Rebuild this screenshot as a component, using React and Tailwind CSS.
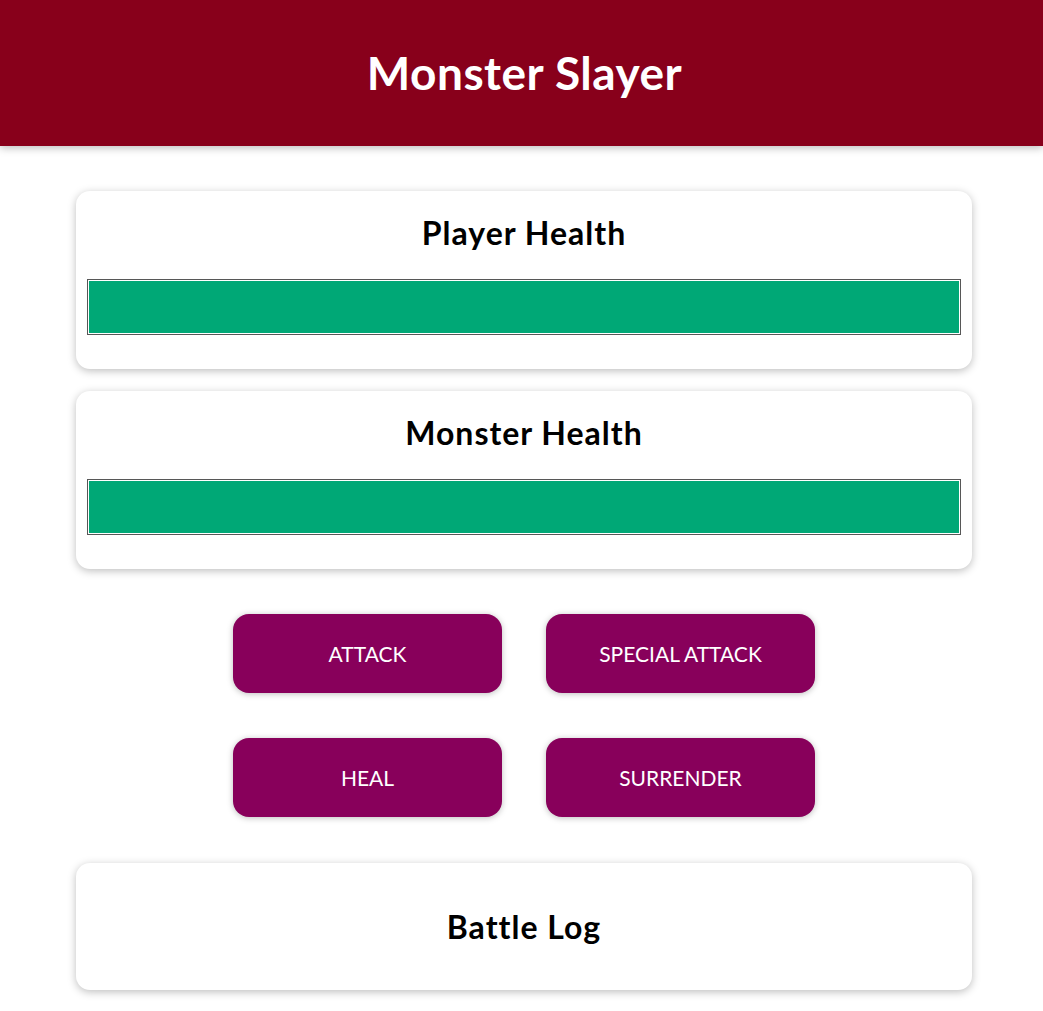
import React from 'react';

const HealthCard = ({ title, value }) => (
  <section className="bg-white rounded-[14px] shadow-[0_2px_8px_rgba(0,0,0,0.26)] px-[11px] pt-[22px] pb-[34px] text-center">
    <h2 className="text-[32px] leading-[40px] font-bold tracking-[1px] text-black mb-[26px]">{title}</h2>
    <div className="h-[56px] border border-[#575757] p-px bg-white">
      <div className="h-full bg-[#00a876]" style={{ width: `${value}%` }} />
    </div>
  </section>
);

const buttons = ['Attack', 'Special Attack', 'Heal', 'Surrender'];

export default function App() {
  return (
    <div className="min-h-screen bg-white" style={{ fontFamily: 'Lato, "Open Sans", sans-serif' }}>
      <header className="h-[146px] bg-[#88001b] flex items-center justify-center shadow-[0_2px_8px_rgba(0,0,0,0.26)]">
        <h1 className="text-[46px] font-bold tracking-[0.5px] text-white leading-none pl-[6px]">Monster Slayer</h1>
      </header>

      <main className="w-[896px] ml-[76px] pt-[45px] flex flex-col">
        <div className="flex flex-col gap-[22px]">
          <HealthCard title="Player Health" value={100} />
          <HealthCard title="Monster Health" value={100} />
        </div>

        <div className="grid grid-cols-[269px_269px] justify-center gap-x-[44px] gap-y-[45px] mt-[45px]">
          {buttons.map((b) => (
            <button
              key={b}
              className="h-[79px] rounded-[16px] bg-[#88005b] text-white text-[21px] uppercase shadow-[0_1px_6px_rgba(0,0,0,0.26)]"
            >
              {b}
            </button>
          ))}
        </div>

        <section className="mt-[46px] bg-white rounded-[14px] shadow-[0_2px_8px_rgba(0,0,0,0.26)] h-[127px] flex items-center justify-center">
          <h2 className="text-[32px] font-bold tracking-[1px] text-black">Battle Log</h2>
        </section>
      </main>
    </div>
  );
}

Exercise requirements — Reproduce each line exactly as it appears, omitting the pictures.

Full output —
Rebuild this screenshot as a component, using React and Tailwind CSS.
import React from 'react';

const HealthCard = ({ title, value }) => (
  <section className="bg-white rounded-[14px] shadow-[0_2px_8px_rgba(0,0,0,0.26)] px-[11px] pt-[22px] pb-[34px] text-center">
    <h2 className="text-[32px] leading-[40px] font-bold tracking-[1px] text-black mb-[26px]">{title}</h2>
    <div className="h-[56px] border border-[#575757] p-px bg-white">
      <div className="h-full bg-[#00a876]" style={{ width: `${value}%` }} />
    </div>
  </section>
);

const buttons = ['Attack', 'Special Attack', 'Heal', 'Surrender'];

export default function App() {
  return (
    <div className="min-h-screen bg-white" style={{ fontFamily: 'Lato, "Open Sans", sans-serif' }}>
      <header className="h-[146px] bg-[#88001b] flex items-center justify-center shadow-[0_2px_8px_rgba(0,0,0,0.26)]">
        <h1 className="text-[46px] font-bold tracking-[0.5px] text-white leading-none pl-[6px]">Monster Slayer</h1>
      </header>

      <main className="w-[896px] ml-[76px] pt-[45px] flex flex-col">
        <div className="flex flex-col gap-[22px]">
          <HealthCard title="Player Health" value={100} />
          <HealthCard title="Monster Health" value={100} />
        </div>

        <div className="grid grid-cols-[269px_269px] justify-center gap-x-[44px] gap-y-[45px] mt-[45px]">
          {buttons.map((b) => (
            <button
              key={b}
              className="h-[79px] rounded-[16px] bg-[#88005b] text-white text-[21px] uppercase shadow-[0_1px_6px_rgba(0,0,0,0.26)]"
            >
              {b}
            </button>
          ))}
        </div>

        <section className="mt-[46px] bg-white rounded-[14px] shadow-[0_2px_8px_rgba(0,0,0,0.26)] h-[127px] flex items-center justify-center">
          <h2 className="text-[32px] font-bold tracking-[1px] text-black">Battle Log</h2>
        </section>
      </main>
    </div>
  );
}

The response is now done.